begin Material for the task

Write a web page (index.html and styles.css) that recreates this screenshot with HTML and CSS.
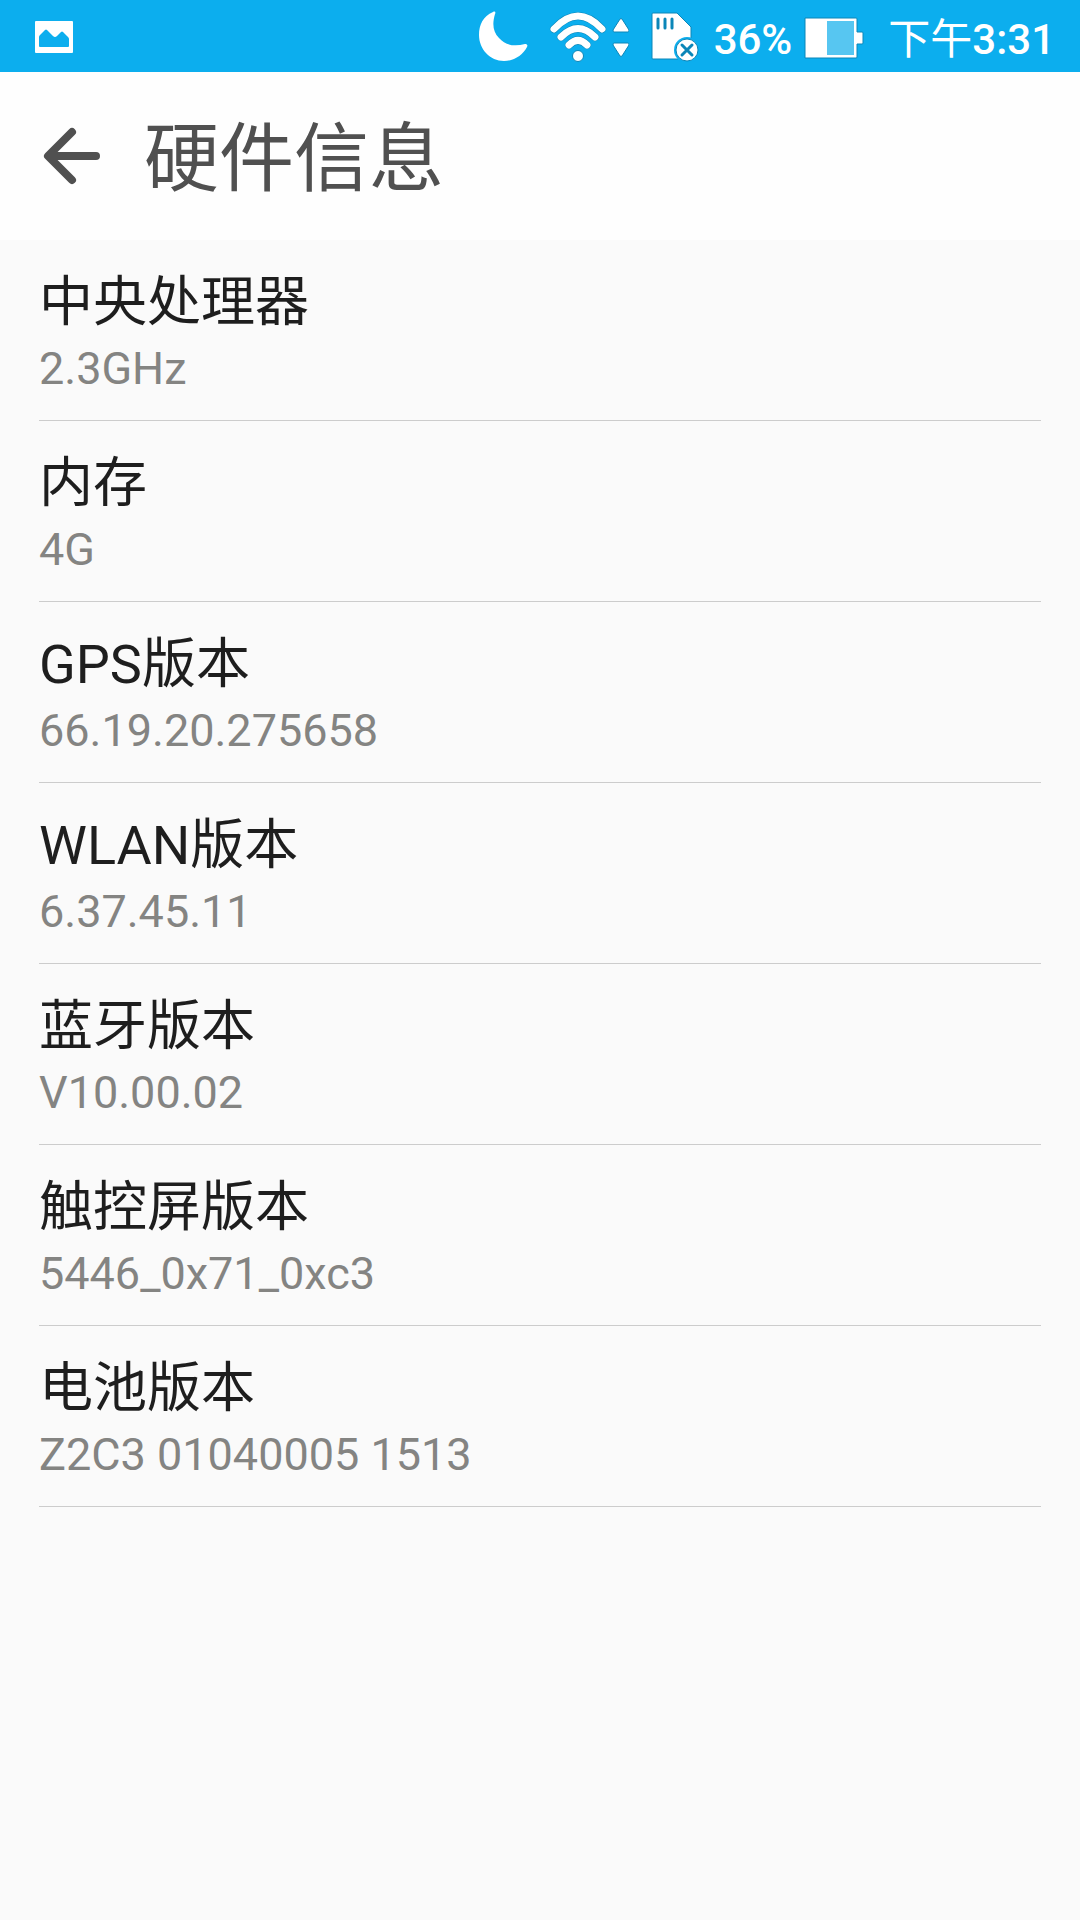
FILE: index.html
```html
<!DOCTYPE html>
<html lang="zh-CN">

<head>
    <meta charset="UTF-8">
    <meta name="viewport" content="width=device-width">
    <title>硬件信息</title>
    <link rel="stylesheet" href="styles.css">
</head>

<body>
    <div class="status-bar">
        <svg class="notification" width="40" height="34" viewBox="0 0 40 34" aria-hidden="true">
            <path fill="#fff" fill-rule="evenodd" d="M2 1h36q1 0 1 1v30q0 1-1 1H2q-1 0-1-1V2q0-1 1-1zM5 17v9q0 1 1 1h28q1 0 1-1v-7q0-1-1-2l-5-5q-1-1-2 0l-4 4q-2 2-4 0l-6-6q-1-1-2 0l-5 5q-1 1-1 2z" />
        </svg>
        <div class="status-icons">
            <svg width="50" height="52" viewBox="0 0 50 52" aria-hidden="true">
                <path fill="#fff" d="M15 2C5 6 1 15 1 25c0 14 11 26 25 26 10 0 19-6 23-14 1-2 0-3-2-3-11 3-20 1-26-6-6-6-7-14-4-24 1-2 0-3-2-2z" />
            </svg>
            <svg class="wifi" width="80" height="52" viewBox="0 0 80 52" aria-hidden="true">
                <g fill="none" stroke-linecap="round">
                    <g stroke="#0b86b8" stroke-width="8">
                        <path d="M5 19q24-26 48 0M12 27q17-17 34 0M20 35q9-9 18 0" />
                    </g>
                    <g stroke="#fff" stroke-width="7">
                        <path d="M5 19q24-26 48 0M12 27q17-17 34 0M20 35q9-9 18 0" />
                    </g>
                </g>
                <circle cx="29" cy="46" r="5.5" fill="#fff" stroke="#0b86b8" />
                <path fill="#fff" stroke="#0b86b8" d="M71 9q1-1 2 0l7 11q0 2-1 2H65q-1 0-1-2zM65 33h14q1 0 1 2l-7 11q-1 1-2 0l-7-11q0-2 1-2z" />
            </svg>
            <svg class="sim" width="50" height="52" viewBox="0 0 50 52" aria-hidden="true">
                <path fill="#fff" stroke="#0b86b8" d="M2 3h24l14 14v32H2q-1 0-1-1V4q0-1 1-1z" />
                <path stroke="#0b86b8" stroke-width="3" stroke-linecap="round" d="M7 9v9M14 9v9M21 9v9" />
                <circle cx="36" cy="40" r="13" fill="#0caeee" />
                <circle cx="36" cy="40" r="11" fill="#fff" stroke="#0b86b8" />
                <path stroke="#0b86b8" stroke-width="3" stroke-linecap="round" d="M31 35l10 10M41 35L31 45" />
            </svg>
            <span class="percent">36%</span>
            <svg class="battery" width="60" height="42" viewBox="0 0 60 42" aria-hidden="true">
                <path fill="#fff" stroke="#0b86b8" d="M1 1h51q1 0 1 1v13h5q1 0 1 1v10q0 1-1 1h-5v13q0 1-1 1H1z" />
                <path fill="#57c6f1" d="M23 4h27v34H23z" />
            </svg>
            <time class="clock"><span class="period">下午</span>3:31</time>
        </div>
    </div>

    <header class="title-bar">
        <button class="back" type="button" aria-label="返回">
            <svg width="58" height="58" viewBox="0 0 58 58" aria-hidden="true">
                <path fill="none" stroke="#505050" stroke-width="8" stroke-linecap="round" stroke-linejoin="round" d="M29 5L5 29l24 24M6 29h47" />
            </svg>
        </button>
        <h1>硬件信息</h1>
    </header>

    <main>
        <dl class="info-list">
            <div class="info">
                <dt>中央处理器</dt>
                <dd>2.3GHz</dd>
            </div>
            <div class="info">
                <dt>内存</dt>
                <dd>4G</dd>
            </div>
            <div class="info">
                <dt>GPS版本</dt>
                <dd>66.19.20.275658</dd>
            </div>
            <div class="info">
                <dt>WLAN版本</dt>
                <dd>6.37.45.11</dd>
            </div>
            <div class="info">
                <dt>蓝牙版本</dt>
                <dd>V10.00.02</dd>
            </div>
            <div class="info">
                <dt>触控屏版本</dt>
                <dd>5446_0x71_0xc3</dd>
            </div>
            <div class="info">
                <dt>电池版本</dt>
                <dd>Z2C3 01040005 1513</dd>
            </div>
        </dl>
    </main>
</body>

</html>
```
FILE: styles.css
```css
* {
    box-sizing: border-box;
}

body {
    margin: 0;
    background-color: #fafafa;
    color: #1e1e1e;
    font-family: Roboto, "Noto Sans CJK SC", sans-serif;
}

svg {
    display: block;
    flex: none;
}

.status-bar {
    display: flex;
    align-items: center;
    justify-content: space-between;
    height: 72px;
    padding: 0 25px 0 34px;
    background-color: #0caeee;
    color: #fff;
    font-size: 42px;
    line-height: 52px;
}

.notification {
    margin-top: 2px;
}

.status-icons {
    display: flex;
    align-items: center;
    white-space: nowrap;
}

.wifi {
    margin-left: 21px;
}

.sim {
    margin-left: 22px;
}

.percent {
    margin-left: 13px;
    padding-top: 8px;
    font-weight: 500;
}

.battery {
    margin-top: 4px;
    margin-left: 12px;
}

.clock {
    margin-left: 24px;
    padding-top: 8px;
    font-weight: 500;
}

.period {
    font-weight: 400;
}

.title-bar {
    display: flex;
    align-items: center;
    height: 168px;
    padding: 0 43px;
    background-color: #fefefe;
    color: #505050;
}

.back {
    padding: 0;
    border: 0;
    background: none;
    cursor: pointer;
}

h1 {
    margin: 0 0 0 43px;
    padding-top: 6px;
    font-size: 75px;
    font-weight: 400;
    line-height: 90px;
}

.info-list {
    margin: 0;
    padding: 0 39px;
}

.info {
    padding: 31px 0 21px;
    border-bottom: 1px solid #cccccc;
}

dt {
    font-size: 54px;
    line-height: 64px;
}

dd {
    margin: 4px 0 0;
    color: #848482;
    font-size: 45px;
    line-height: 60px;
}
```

end Material for the task
begin Material for the task

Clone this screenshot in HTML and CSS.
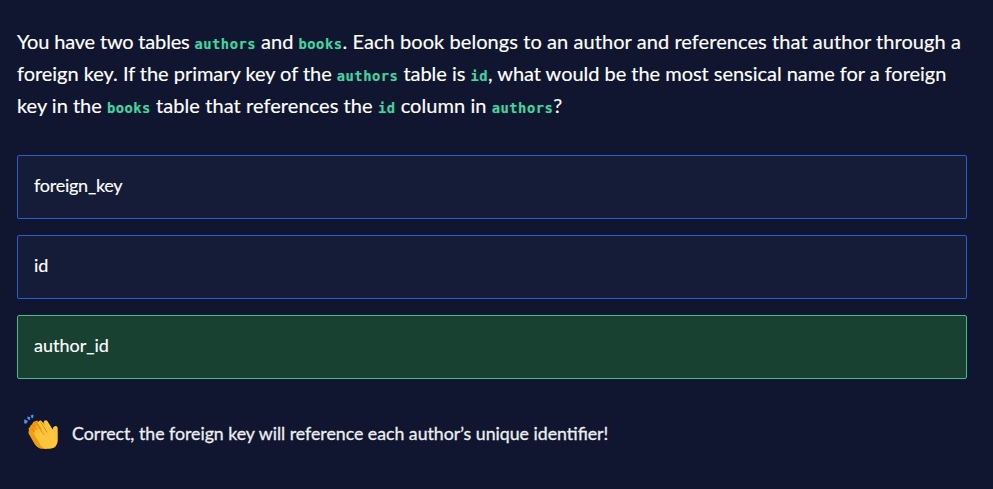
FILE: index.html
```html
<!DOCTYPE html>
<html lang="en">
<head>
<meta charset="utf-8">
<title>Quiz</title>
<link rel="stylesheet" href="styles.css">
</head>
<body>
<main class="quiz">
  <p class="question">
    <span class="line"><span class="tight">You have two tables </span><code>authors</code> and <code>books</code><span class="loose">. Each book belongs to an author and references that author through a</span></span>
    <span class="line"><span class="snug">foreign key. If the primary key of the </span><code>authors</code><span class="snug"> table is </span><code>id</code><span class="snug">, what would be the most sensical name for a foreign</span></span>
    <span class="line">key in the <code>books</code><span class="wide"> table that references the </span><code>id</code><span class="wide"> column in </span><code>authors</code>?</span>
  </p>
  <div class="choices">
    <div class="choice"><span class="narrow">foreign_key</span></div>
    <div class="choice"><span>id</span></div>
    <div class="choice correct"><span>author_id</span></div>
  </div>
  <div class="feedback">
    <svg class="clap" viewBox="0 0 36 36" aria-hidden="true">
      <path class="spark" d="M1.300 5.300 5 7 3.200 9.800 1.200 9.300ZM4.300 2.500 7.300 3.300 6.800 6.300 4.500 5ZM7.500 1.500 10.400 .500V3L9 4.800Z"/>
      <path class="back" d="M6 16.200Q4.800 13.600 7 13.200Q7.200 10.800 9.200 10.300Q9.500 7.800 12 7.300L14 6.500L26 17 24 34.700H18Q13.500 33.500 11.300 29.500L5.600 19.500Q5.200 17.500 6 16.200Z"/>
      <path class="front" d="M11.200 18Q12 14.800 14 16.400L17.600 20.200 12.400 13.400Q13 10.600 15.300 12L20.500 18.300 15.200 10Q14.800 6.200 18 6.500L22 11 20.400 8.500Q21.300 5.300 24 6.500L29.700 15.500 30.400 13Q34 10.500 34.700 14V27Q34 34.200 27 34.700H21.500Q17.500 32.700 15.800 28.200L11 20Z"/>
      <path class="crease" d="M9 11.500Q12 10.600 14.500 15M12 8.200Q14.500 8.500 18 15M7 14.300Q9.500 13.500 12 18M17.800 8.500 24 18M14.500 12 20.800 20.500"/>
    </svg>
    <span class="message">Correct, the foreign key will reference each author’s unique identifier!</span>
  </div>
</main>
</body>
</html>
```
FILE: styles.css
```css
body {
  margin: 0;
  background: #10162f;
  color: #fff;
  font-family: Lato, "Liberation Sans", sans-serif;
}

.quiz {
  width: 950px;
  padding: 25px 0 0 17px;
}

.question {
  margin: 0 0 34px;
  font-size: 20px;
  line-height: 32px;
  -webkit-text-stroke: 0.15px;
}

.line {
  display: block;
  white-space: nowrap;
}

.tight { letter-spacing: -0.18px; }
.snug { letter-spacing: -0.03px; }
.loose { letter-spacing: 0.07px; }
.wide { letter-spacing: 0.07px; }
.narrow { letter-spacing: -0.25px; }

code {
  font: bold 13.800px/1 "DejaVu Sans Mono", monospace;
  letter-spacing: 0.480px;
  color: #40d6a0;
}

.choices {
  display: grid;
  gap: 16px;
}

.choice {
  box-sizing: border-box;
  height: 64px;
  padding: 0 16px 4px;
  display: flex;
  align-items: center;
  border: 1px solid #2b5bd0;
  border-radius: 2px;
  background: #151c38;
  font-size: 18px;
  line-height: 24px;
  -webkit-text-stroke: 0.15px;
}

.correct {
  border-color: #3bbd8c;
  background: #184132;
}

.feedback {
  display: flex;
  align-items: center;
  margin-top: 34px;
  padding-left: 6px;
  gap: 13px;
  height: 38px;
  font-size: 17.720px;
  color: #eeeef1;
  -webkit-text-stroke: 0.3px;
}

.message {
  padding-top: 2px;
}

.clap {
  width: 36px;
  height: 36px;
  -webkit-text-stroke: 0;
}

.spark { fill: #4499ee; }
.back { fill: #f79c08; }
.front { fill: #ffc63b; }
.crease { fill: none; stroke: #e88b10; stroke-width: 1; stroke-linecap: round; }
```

end Material for the task

Aim of the exercise
Identify every line holding the word "screenshot" and copy it out.

Full answer
Write a web page (index.html and styles.css) that recreates this screenshot with HTML and CSS.
Clone this screenshot in HTML and CSS.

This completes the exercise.